Wednesday, September 12, 2007
My cover letter
Dear Guy Who Hires People, Please hire me because I need money and I don't suck. Sincerely, Lexi
Monday, August 27, 2007
What the shit?
I got a really ominous text the other night from a guy i used to date. Weird. This sort of thing has been happening quite a bit lately. I'm not sure exactly what's going on, but it's kind of unnerving. Oh well, just thought i'd share.
Saturday, August 18, 2007
I need...
I require nourishment in the form of delicious twister's burritos. I also need gas and money to obtain said burritos.
Sunday, August 12, 2007
It fucking figures
The one morning that i don't have to be up at the buttcrack of dawn, my brain won't let me sleep in. So, i'm awake and clean. Right now i could either go home and have my morning coffee with amanda or stay here and read fight club. Yes, i am the last person in the fucking world to read fight club. I'm incredibly lame. So what should i do?
Friday, August 3, 2007
Randomness
Analogies aren't nearly as intimidating as i once thought they were.

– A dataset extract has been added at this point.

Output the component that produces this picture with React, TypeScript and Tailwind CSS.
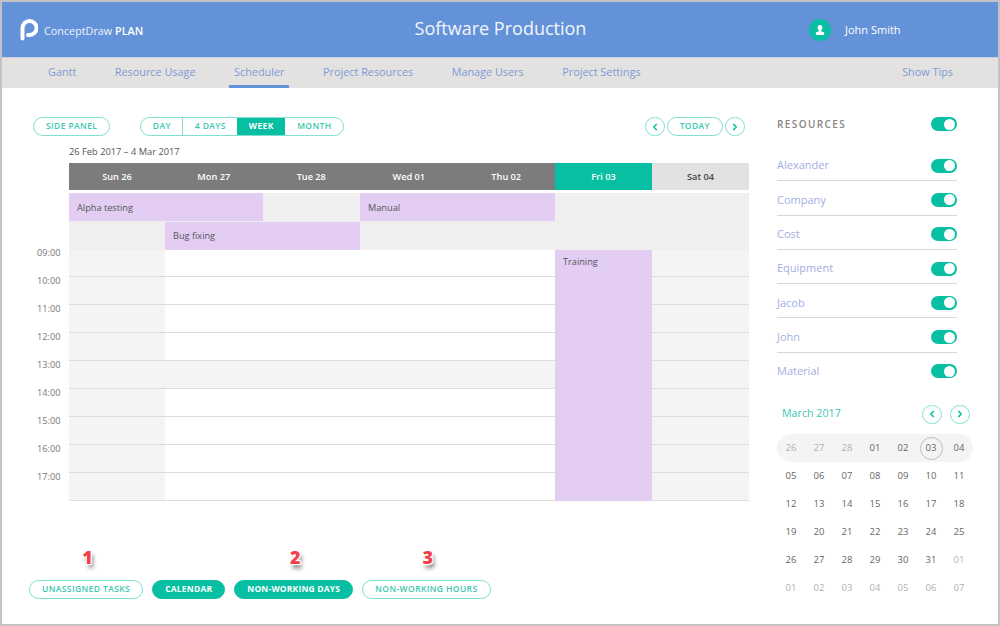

I'm bad with words, in general. I've been going through this GRE general test study guide, and it all just seems really simple. I guess that's to be expected. I mean, this is the same test that education majors take, so it can't be that difficult. I have come to the conclusion that it's going to be necessary for me to take the chemistry subject test. This is intimidating. I'm sure there are books out there to help me prepare, and it wouldn't kill me to brush up on some of my general chemistry skills. I think my problem right now is that i'm just not confident in my skills. I'm too afraid of failure. So, i have to do this thing, and know that i won't fail.By the way, i'm poor, so if anyone wants to help me out with the purchase of GRE prep books, that would be nice.
Monday, July 16, 2007
All heterosexual sex is rape
In the waiting room today, i was watching one of those "Who is my baby daddy?" shows on Maury. I love these shows. What i can't understand though, is why the audience always boos the man who claims he isn't the baby's father. Even if he really is the kid's dad, he obviously has a reason to believe he isn't. If he didn't, why would he want a paternity test? Of course, the woman is always the victim, right? We're constantly being oppressed by men. Even if i sleep around with every man i meet, i'm still a victim somehow, right? I guess it works in the same way that if a girl regrets sleeping with a man the next day, she was obviously raped. Everyone knows women can't be held responsible for their actions, because they're not capable of rational decision making.This doesn't make me a misogynist, does it?
Tuesday, July 10, 2007
I finall...
I finally got around to downloading 12 songs by neil diamond today. It's pretty amazing. It's just neil, you know, without the show. It's not the neil i'm used to, but i really really like it. So you should all listen to it.I found some books today. Actually, i found my copy of catch-22, which my mom stole, so now i can finally finish it. This makes me happy.